### Data supplied
┏━━

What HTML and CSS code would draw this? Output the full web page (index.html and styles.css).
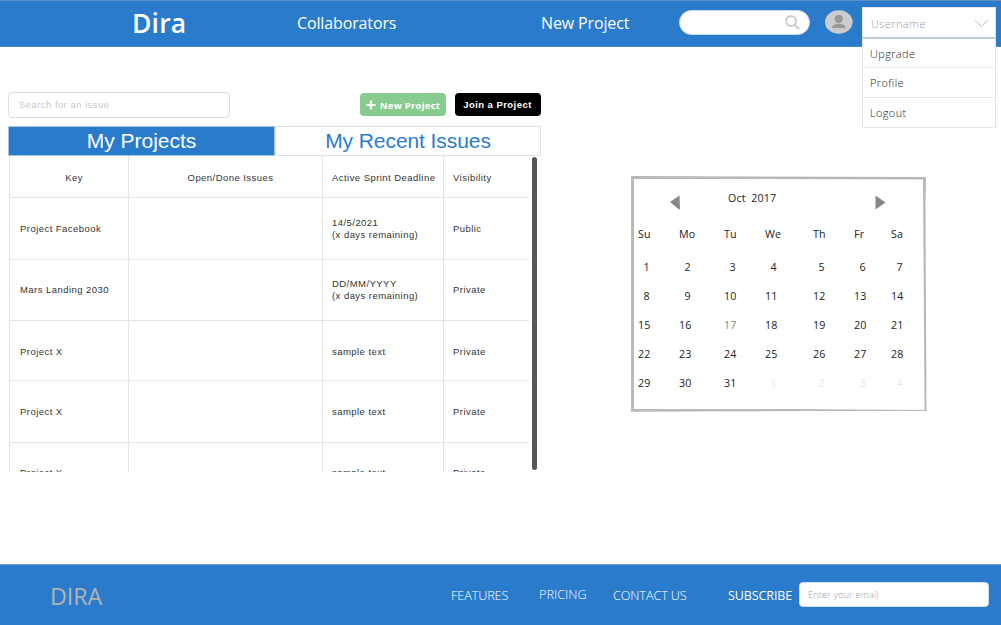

┗━━
┏━━

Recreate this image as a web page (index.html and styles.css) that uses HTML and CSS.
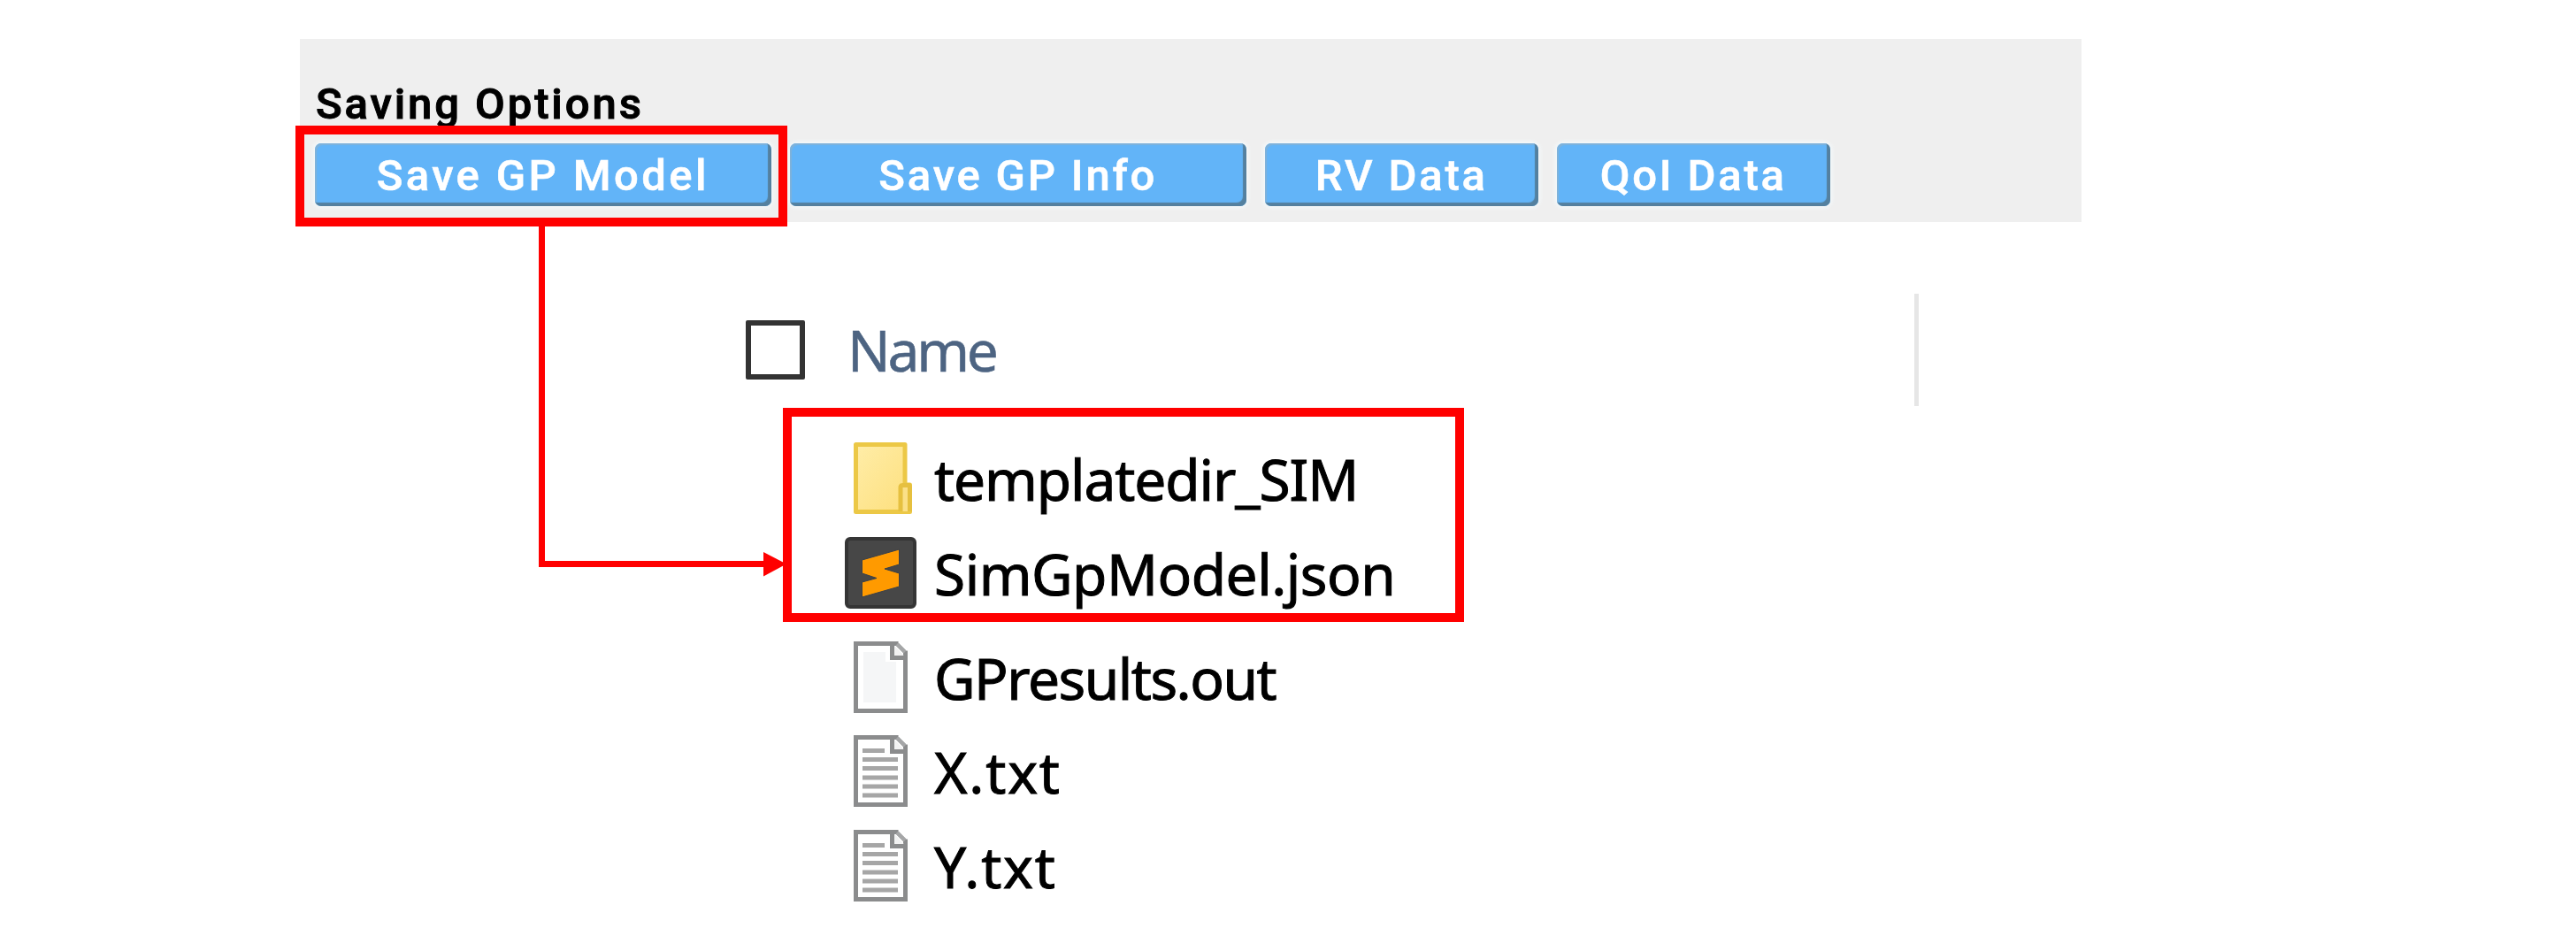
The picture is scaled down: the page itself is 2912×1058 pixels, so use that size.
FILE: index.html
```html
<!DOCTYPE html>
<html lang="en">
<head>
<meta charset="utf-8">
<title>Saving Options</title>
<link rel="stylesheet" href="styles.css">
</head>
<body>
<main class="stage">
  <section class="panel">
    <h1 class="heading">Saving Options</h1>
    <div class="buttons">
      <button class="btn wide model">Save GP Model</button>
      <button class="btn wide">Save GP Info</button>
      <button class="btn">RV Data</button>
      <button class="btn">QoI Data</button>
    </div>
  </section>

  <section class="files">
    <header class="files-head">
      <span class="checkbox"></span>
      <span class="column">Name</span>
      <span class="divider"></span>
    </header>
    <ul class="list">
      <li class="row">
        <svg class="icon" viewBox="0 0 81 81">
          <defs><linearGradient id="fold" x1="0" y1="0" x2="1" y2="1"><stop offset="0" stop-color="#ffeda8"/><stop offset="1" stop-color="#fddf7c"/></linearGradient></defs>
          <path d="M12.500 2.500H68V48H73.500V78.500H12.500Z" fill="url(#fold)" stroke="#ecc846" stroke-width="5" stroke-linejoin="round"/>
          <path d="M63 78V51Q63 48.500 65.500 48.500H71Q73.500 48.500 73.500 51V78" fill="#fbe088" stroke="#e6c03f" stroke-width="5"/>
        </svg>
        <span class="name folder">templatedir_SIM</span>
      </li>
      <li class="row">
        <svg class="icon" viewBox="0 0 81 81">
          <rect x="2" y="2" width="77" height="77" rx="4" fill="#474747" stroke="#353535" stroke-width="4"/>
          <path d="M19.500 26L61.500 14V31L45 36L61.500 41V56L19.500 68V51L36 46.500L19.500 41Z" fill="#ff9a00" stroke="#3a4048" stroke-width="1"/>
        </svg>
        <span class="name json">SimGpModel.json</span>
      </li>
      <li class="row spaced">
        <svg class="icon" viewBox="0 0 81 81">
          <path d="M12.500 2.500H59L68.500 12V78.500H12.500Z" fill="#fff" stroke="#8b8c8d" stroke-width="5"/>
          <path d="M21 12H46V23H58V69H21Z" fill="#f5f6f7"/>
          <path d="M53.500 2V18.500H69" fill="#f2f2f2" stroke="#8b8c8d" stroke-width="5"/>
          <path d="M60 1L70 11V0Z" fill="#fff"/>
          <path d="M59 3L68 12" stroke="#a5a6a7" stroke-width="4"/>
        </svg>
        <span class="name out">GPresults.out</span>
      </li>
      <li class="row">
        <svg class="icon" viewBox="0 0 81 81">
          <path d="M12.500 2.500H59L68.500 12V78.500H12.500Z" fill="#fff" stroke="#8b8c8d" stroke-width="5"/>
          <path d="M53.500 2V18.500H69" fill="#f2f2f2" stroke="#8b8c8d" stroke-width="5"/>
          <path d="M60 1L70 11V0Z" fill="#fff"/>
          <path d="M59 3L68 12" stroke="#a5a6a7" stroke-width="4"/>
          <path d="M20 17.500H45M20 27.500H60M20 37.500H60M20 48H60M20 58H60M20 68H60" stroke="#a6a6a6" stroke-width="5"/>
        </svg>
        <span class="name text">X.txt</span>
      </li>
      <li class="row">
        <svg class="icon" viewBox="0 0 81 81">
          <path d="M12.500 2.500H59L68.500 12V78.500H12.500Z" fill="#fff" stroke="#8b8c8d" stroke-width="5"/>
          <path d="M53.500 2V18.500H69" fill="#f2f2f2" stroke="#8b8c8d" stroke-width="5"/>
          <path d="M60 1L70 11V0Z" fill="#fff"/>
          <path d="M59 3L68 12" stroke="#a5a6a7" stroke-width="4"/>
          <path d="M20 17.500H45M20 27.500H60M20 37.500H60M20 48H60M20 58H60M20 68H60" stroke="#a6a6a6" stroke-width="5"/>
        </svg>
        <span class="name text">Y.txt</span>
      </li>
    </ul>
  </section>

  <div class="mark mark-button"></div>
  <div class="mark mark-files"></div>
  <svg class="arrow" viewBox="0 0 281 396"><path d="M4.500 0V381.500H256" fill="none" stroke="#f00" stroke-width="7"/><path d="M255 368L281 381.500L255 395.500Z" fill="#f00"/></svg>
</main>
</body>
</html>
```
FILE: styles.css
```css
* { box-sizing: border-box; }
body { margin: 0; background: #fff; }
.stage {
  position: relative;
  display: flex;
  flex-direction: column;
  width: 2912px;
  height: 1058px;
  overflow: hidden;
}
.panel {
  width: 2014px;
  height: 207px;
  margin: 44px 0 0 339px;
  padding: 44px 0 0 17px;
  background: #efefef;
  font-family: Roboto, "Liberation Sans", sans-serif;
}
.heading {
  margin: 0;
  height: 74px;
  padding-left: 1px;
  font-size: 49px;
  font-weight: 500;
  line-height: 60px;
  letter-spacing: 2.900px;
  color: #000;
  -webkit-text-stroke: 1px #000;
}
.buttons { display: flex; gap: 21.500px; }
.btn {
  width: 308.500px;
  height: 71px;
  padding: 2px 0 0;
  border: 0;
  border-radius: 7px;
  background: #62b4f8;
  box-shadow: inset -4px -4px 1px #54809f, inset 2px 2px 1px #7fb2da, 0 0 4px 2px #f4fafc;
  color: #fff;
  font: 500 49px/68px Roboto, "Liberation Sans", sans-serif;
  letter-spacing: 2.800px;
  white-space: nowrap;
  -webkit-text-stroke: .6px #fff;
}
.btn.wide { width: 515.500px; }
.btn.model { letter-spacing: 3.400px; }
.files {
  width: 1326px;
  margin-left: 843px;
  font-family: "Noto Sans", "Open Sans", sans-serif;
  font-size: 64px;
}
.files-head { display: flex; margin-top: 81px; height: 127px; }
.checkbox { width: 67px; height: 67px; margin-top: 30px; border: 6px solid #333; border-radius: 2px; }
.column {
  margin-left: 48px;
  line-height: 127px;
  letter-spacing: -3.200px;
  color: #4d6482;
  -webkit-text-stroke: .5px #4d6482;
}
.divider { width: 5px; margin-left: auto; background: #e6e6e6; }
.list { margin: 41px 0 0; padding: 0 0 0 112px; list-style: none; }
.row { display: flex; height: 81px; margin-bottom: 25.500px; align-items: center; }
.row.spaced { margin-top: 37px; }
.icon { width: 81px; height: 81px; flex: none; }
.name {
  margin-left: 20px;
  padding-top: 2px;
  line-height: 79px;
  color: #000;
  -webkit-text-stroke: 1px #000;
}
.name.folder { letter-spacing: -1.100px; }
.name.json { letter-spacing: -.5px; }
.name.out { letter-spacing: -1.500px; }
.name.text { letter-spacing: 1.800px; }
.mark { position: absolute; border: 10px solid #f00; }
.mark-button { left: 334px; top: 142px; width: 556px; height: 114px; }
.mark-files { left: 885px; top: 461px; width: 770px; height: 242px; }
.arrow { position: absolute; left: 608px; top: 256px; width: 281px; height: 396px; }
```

┗━━

### Work required
Out of the preceding entries, pull every line containing the string "size".

### Response to this task
The picture is scaled down: the page itself is 2912×1058 pixels, so use that size.
  font-size: 49px;
  font-size: 64px;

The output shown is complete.